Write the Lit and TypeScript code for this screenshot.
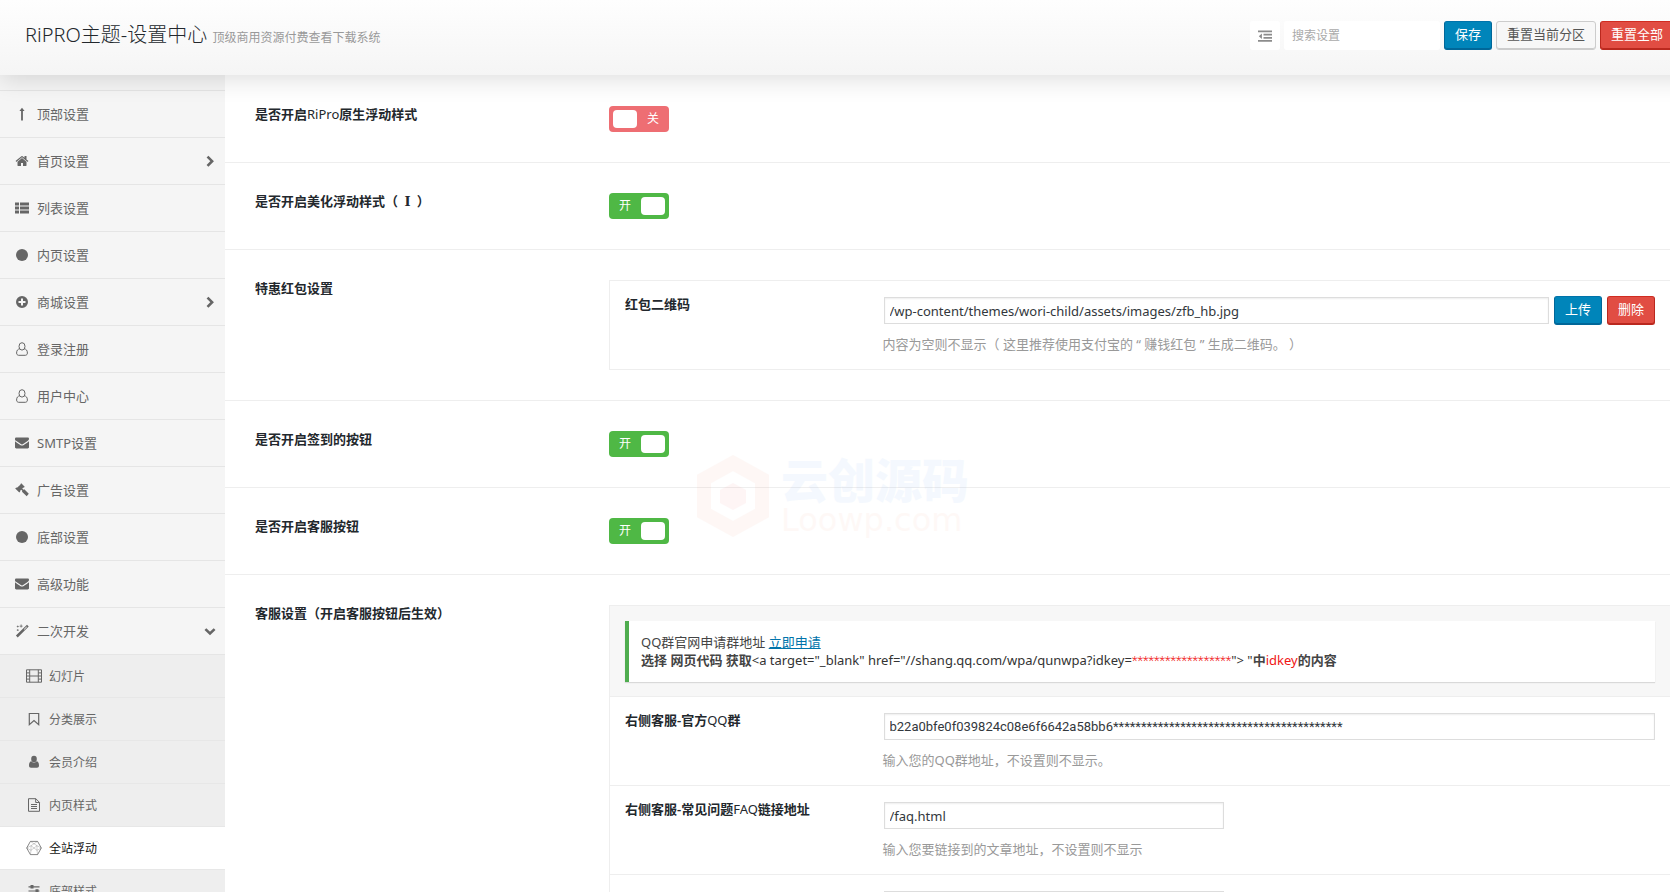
import { LitElement, html, css, svg, nothing, TemplateResult } from "lit";
import { customElement, property, state } from "lit/decorators.js";
import { classMap } from "lit/directives/class-map.js";

type Glyph = TemplateResult | ReturnType<typeof svg>;

const user = "M4.6 6.9C2.9 7 1.6 8.400 1.6 11c0 1.300.8 2.300 2 2.300h6.800c1.200 0 2-1 2-2.300 0-2.600-1.300-4-3-4.100";

const glyphs: Record<string, Glyph> = {
  arrow: svg`<path d="M7 .8 9.600 4H7.900v9.400H6.100V4H4.400z"/>`,
  home: svg`<path transform="scale(.0078125)" d="M1472 992v480q0 26-19 45t-45 19h-384v-384h-256v384h-384q-26 0-45-19t-19-45v-480q0-1 .5-3t.5-3l575-474 575 474q1 2 1 6zm223-69l-62 74q-8 9-21 11h-3q-13 0-21-7l-692-577-692 577q-12 8-24 7-13-2-21-11l-62-74q-8-10-7-23.500t11-21.500l719-599q32-26 76-26t76 26l244 204v-195q0-14 9-23t23-9h192q14 0 23 9t9 23v408l219 182q10 8 11 21.500t-7 23.500z"/>`,
  list: svg`<path d="M0 1.500h4v3H0zM5 1.500h9v3H5zM0 5.500h4v3H0zM5 5.500h9v3H5zM0 9.500h4v3H0zM5 9.500h9v3H5z"/>`,
  circle: svg`<circle cx="7" cy="7" r="6"/>`,
  plus: svg`<path fill-rule="evenodd" d="M7 1a6 6 0 1 0 0 12A6 6 0 0 0 7 1zM6 3.500h2V6h2.500v2H8v2.500H6V8H3.500V6H6z"/>`,
  userO: svg`<path fill="none" stroke="currentColor" d="${user}"/><ellipse cx="7" cy="4.400" rx="3" ry="3.700" fill="none" stroke="currentColor"/>`,
  mail: svg`<path d="M0 3.400V2.800C0 2 .6 1.500 1.300 1.500h11.400c.7 0 1.300.5 1.300 1.300 0 .9-.7 1.700-1.400 2.200L8.500 7.800C8 8.200 7.500 8.500 7 8.500s-1-.3-1.500-.7L1.400 5C.8 4.600 0 4 0 3.400z"/><path d="M0 5.200c1.400 1.200 3 2.100 4.600 3.300.7.500 1.500 1.100 2.400 1.100s1.700-.6 2.400-1.100C11 7.300 12.600 6.400 14 5.200v6.100c0 .7-.6 1.200-1.300 1.200H1.300c-.7 0-1.300-.5-1.300-1.200z"/>`,
  gavel: svg`<path d="M6.300.3 9.700 3.700 8.800 4.800 8.200 4.600 7.300 5.600 8.400 6.700 9.300 6.200 13.800 10.800 11.700 13.200 7 8.700 7.300 7.800 6.200 6.700 5 7.900 5.300 8.600 4.300 9.600.2 5.500 1.300 4.500 2 4.800 5.600 1.500 5.300 1.200z"/>`,
  magic: svg`<path fill-rule="evenodd" d="M12 .8 13.700 2.500 2.700 13.400.9 11.600zM11.500 2.600 8.800 5.300 9.300 5.800 12 3.100z"/><path d="M2.500 1.600h.6v.7h.7v.6h-.7v.7h-.6v-.7h-.7v-.6h.7zM5.700.6h.8v1.100h1.100v.8H6.500v1.100h-.8V2.500H4.600v-.8h1.100zM2.500 5.100h.6v.7h.7v.6h-.7v.7h-.6v-.7h-.7v-.6h.7z"/>`,
  film: svg`<path fill="none" stroke="currentColor" d="M-.5.8h15v12.400h-15zM2.700.8v12.400M11.300.8v12.400M2.700 7h8.600M-.5 3.900h3.200M-.5 7h3.200M-.5 10.100h3.200M11.300 3.900h3.200M11.300 7h3.200M11.300 10.100h3.200"/>`,
  bookmark: svg`<path fill="none" stroke="currentColor" stroke-width="1.200" d="M2.300 1.500h9.400v11.200L7 8.600l-4.700 4.100z"/>`,
  user: svg`<ellipse cx="7" cy="4" rx="2.800" ry="3.200"/><path d="M4.300 6.200C2.700 6.600 2 8 2 10.600c0 1.400.8 2.200 2 2.200h6c1.200 0 2-.8 2-2.200 0-2.600-.7-4-2.300-4.400C8.300 8 5.700 8 4.300 6.200z"/>`,
  file: svg`<path fill="none" stroke="currentColor" d="M1.500.7h7.300l3.700 3.700v8.900h-11zM8.700.7v3.800h3.800M4 6.500h6M4 8.500h6M4 10.500h6"/>`,
  hex: svg`<path fill="none" stroke="currentColor" stroke-width=".8" d="M3.400.4h7.200L14.300 7l-3.700 6.600H3.400L-.3 7z"/><path fill="none" stroke="currentColor" stroke-width=".3" d="M3.400.4 10 4.700M10.600.4 4 4.700M-.3 7 4 4.700 10 9.300 14.300 7 10 4.700 4 9.300zM3.400 13.600 4 9.300M10.600 13.600 10 9.300M4 4.700v4.600M10 4.700v4.600"/>`,
  sliders: svg`<path d="M1.500 2.200h11v1.200h-11zM1.500 6.400h11v1.200h-11zM1.500 10.600h11v1.200h-11zM3.500 1.100h3v3.300h-3zM8.500 5.300h3v3.300h-3zM4 9.500h3v3.300H4z"/>`,
  outdent: svg`<path d="M0 1.500h14v1.800H0zM5.500 4.700H14v1.800H5.500zM5.500 7.900H14v1.800H5.500zM0 11h14v1.800H0zM3.900 4.400v5.500L.8 7.200z"/>`,
  right: svg`<path fill="none" stroke="currentColor" stroke-width="2.600" d="m4.500 2.600 4.600 4.600-4.600 4.600"/>`,
  down: svg`<path fill="none" stroke="currentColor" stroke-width="2.600" d="M2.400 5.100 7 9.500l4.600-4.400"/>`,
};

const FONT = css`"Noto Sans", "Open Sans", "Noto Sans CJK SC", sans-serif`;

@customElement("ui-icon")
export class UiIcon extends LitElement {
  static styles = css`
    :host { display: block; width: 14px; height: 14px; flex: none; }
    .glyph { display: block; width: 100%; height: 100%; fill: currentColor; overflow: visible; }
  `;
  @property() name = "circle";
  render() {
    return html`<svg class="glyph" viewBox="0 0 14 14" aria-hidden="true">${glyphs[this.name] ?? nothing}</svg>`;
  }
}

@customElement("ui-switch")
export class UiSwitch extends LitElement {
  static styles = css`
    :host { display: block; font: 12px/18px ${FONT}; }
    .switch {
      position: relative; display: flex; align-items: center;
      box-sizing: border-box; width: 60px; height: 26px; padding: 4px;
      border-radius: 4px; background: #ee6e73; color: #fff; cursor: pointer;
    }
    .switch.on { background: #4fb845; flex-direction: row-reverse; }
    .box { position: absolute; inset: 0; margin: 0; opacity: 0; cursor: pointer; }
    .word { flex: 1; text-align: center; padding-left: 4px; }
    .on .word { padding: 0 4px 0 0; }
    .knob { order: -1; width: 24px; height: 18px; border-radius: 4px; background: #fff; }
  `;
  @property() label = "";
  @property({ type: Boolean }) checked = false;
  render() {
    return html`<label class=${classMap({ switch: true, on: this.checked })}>
      <input class="box" type="checkbox" aria-label=${this.label} .checked=${this.checked}
        @change=${(e: Event) => { this.checked = (e.target as HTMLInputElement).checked; }}>
      <span class="word">${this.checked ? "开" : "关"}</span><span class="knob"></span>
    </label>`;
  }
}

interface NavItem { text: string; icon: string; children?: NavItem[]; }

const NAV: NavItem[] = [
  { text: "顶部设置", icon: "arrow" },
  { text: "首页设置", icon: "home", children: [] },
  { text: "列表设置", icon: "list" },
  { text: "内页设置", icon: "circle" },
  { text: "商城设置", icon: "plus", children: [] },
  { text: "登录注册", icon: "userO" },
  { text: "用户中心", icon: "userO" },
  { text: "SMTP设置", icon: "mail" },
  { text: "广告设置", icon: "gavel" },
  { text: "底部设置", icon: "circle" },
  { text: "高级功能", icon: "mail" },
  {
    text: "二次开发", icon: "magic", children: [
      { text: "幻灯片", icon: "film" },
      { text: "分类展示", icon: "bookmark" },
      { text: "会员介绍", icon: "user" },
      { text: "内页样式", icon: "file" },
      { text: "全站浮动", icon: "hex" },
      { text: "底部样式", icon: "sliders" },
    ],
  },
];

/* Latin runs in a heading are set lighter than the Chinese around them. */
const mixed = (text: string) =>
  text.split(/([A-Za-z]+|Ⅰ)/).map((part) =>
    part === "Ⅰ" ? html`<span class="roman">${part}</span>`
      : /^[A-Za-z]+$/.test(part) ? html`<span class="latin">${part}</span>` : part);

@customElement("app-root")
export class AppRoot extends LitElement {
  static styles = css`
    :host { display: block; height: 100vh; overflow: hidden; background: #fff; color: #444; font: 13px/19px ${FONT}; }
    .page { display: flex; flex-direction: column; width: calc(100% + 31px); height: 100%; }
    .header {
      position: relative; z-index: 2; box-sizing: border-box; height: 75px; flex: none; padding: 21px 27px 0 25px;
      display: flex; align-items: flex-start; justify-content: space-between;
      background: linear-gradient(#fefefe, #f5f5f5); box-shadow: 0 5px 25px rgba(0, 0, 0, .13);
    }
    .brand { margin: 0; font-size: 20px; line-height: 28px; font-weight: 300; color: #23282d; white-space: nowrap; }
    .brand small { font-size: 12px; font-weight: 400; color: #999; }
    .tools { display: flex; gap: 4px; }
    .expand { display: grid; place-items: center; width: 30px; height: 29px; padding: 0; border: 0; border-radius: 3px; background: #fff; color: #8c8c8c; }
    .search { box-sizing: border-box; width: 156px; height: 29px; padding: 0 8px; border: 0; border-radius: 3px; background: #fff; font: 12px/29px ${FONT}; color: #444; outline: 0; }
    .search::placeholder { color: #aaa; opacity: 1; }
    .btn { box-sizing: border-box; height: 29px; padding: 0 10px 2px; border: 1px solid; border-radius: 3px; font: 13px/19px ${FONT}; white-space: nowrap; cursor: pointer; }
    .primary { background: #0085ba; border-color: #0073aa #006799 #006799; box-shadow: inset 0 -1px 0 #006799; color: #fff; }
    .plain { background: #f7f7f7; border-color: #ccc; box-shadow: inset 0 -1px 0 #ccc; color: #555; }
    .danger { background: #e14d43; border-color: #d02c21 #ba281e #ba281e; box-shadow: inset 0 -1px 0 #ba281e; color: #fff; }
    .body { display: flex; flex: 1; min-height: 0; }
    .side { width: 225px; flex: none; background: #f5f5f5; overflow: hidden; }
    .menu, .sub { margin: 0; padding: 0; list-style: none; }
    .menu { margin-top: 15px; border-top: 1px solid #e5e5e5; }
    .item { display: flex; align-items: center; gap: 8px; box-sizing: border-box; height: 47px; padding: 0 8px 0 15px; border-bottom: 1px solid #e5e5e5; color: #666; text-decoration: none; }
    .item .text { flex: 1; }
    .sub { background: #eee; }
    .sub .item { height: 43px; padding-left: 27px; font-size: 12px; border-color: #e7e7e7; }
    .sub .active { background: #fff; color: #111; }
    .sub .active ui-icon { color: #666; }
    .main { position: relative; flex: 1; min-width: 0; padding-top: 1px; overflow: hidden; }
    .row { display: grid; grid-template-columns: 25% minmax(0, 1fr); padding: 30px; border-bottom: 1px solid #eee; }
    .name { margin: 0; font-size: 13px; line-height: 17px; font-weight: 600; color: #23282d; }
    .latin { font-weight: 400; }
    .roman { padding: 0 3px; font-family: "DejaVu Serif", serif; }
    .box { border: 1px solid #eee; }
    .box .row { padding: 15px; }
    .box .row:last-child { border-bottom: 0; }
    .line { display: flex; align-items: center; gap: 5px; height: 29px; }
    .field { box-sizing: border-box; width: 340px; height: 27px; padding: 0 5px; margin-left: 1px; border: 1px solid #ddd; box-shadow: inset 0 1px 2px rgba(0, 0, 0, .07); background: #fff; color: #32373c; font: 13px/19px ${FONT}; outline: 0; }
    .field.wide { flex: 1; width: auto; min-width: 0; }
    .field.key { font-family: Roboto, sans-serif; }
    .hint { margin: 10px 0 0; color: #999; }
    .notice-row { padding: 15px 15px 14px; background: #f7f7f7; border-bottom: 1px solid #eee; }
    .notice { padding: 12px; border-left: 4px solid #4fad4f; background: #fff; box-shadow: 0 1px 1px rgba(0, 0, 0, .12); line-height: 18px; }
    .notice a { color: #0073aa; }
    .notice b { font-weight: 600; }
    .notice .latin { color: #333; }
    .notice .red { color: #f01414; }
    .stars { font-family: Roboto, sans-serif; font-weight: 300; }
    .mark { position: absolute; left: 470px; top: 380px; display: flex; align-items: center; gap: 10px; pointer-events: none; opacity: .05; }
    .mark .logo { width: 76px; height: 82px; }
    .mark .words { display: grid; font-weight: 900; }
    .mark .cn { font-size: 47px; line-height: 48px; color: #3c8cf0; }
    .mark .en { font: 400 32px/32px "DejaVu Sans", sans-serif; color: #f08c64; }
  `;

  @state() private active = "全站浮动";

  private link(item: NavItem, open = false): TemplateResult {
    return html`<a href="#" class=${classMap({ item: true, active: item.text === this.active })}
      @click=${(e: Event) => { e.preventDefault(); if (!item.children) this.active = item.text; }}>
      <ui-icon name=${item.icon}></ui-icon><span class="text">${item.text}</span>
      ${item.children ? html`<ui-icon name=${open ? "down" : "right"}></ui-icon>` : nothing}
    </a>`;
  }

  private toggle(label: string, on: boolean) {
    return html`<section class="row"><h4 class="name">${mixed(label)}</h4><ui-switch label=${label} ?checked=${on}></ui-switch></section>`;
  }

  private field(id: string, label: string, value: string, hint: string, wide: boolean, extra: unknown = nothing) {
    return html`<div class="row">
      <label class="name" for=${id}>${mixed(label)}</label>
      <div>
        <div class="line"><input id=${id} type="text" class=${classMap({ field: true, wide, key: id === "qq" })} .value=${value}>${extra}</div>
        <p class="hint">${hint}</p>
      </div>
    </div>`;
  }

  render() {
    return html`<div class="page">
      <header class="header">
        <h1 class="brand">RiPRO主题-设置中心 <small>顶级商用资源付费查看下载系统</small></h1>
        <div class="tools">
          <button class="expand" aria-label="展开"><ui-icon name="outdent"></ui-icon></button>
          <input class="search" type="text" placeholder="搜索设置" aria-label="搜索设置">
          <button class="btn primary">保存</button>
          <button class="btn plain">重置当前分区</button>
          <button class="btn danger">重置全部</button>
        </div>
      </header>
      <div class="body">
        <nav class="side">
          <ul class="menu">
            ${NAV.map((n) => html`<li>${this.link(n, !!n.children?.length)}
              ${n.children?.length ? html`<ul class="sub">${n.children.map((c) => html`<li>${this.link(c)}</li>`)}</ul>` : nothing}</li>`)}
          </ul>
        </nav>
        <main class="main">
          ${this.toggle("是否开启RiPro原生浮动样式", false)}
          ${this.toggle("是否开启美化浮动样式（ Ⅰ ）", true)}
          <section class="row">
            <h4 class="name">特惠红包设置</h4>
            <div class="box">
              ${this.field("qr", "红包二维码", "/wp-content/themes/wori-child/assets/images/zfb_hb.jpg",
                "内容为空则不显示（ 这里推荐使用支付宝的 “ 赚钱红包 ” 生成二维码。 ）", true,
                html`<button class="btn primary">上传</button><button class="btn danger">删除</button>`)}
            </div>
          </section>
          ${this.toggle("是否开启签到的按钮", true)}
          ${this.toggle("是否开启客服按钮", true)}
          <section class="row">
            <h4 class="name">客服设置（开启客服按钮后生效）</h4>
            <div class="box">
              <div class="notice-row"><div class="notice">
                QQ群官网申请群地址 <a href="#">立即申请</a><br>
                <b>选择 网页代码 获取<span class="latin">&lt;a target="_blank" href="//shang.qq.com/wpa/qunwpa?idkey=<span class="red stars">******************</span>"&gt; "</span>中<span class="latin red">idkey</span>的内容</b>
              </div></div>
              ${this.field("qq", "右侧客服-官方QQ群", "b22a0bfe0f039824c08e6f6642a58bb6*****************************************", "输入您的QQ群地址，不设置则不显示。", true)}
              ${this.field("faq", "右侧客服-常见问题FAQ链接地址", "/faq.html", "输入您要链接到的文章地址，不设置则不显示", false)}
              ${this.field("tel", "", "", "", false)}
            </div>
          </section>
          <div class="mark" aria-hidden="true">
            <svg class="logo" viewBox="0 0 76 82"><path fill="none" stroke="#f07850" stroke-width="14" d="M38 8 67 24v34L38 74 9 58V24z"/><path fill="#f0505a" d="m38 28 13 7v13l-13 7-13-7V35z"/></svg>
            <div class="words"><span class="cn">云创源码</span><span class="en">Loowp.com</span></div>
          </div>
        </main>
      </div>
    </div>`;
  }
}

————————

**What you will do**
Print, exactly as written, the lines above from the first one to the one containing "6.9C2.9 7 1.6". Leave out pictures.

**Expected answer**
Write the Lit and TypeScript code for this screenshot.
import { LitElement, html, css, svg, nothing, TemplateResult } from "lit";
import { customElement, property, state } from "lit/decorators.js";
import { classMap } from "lit/directives/class-map.js";

type Glyph = TemplateResult | ReturnType<typeof svg>;

const user = "M4.6 6.9C2.9 7 1.6 8.400 1.6 11c0 1.300.8 2.300 2 2.300h6.800c1.200 0 2-1 2-2.300 0-2.600-1.300-4-3-4.100";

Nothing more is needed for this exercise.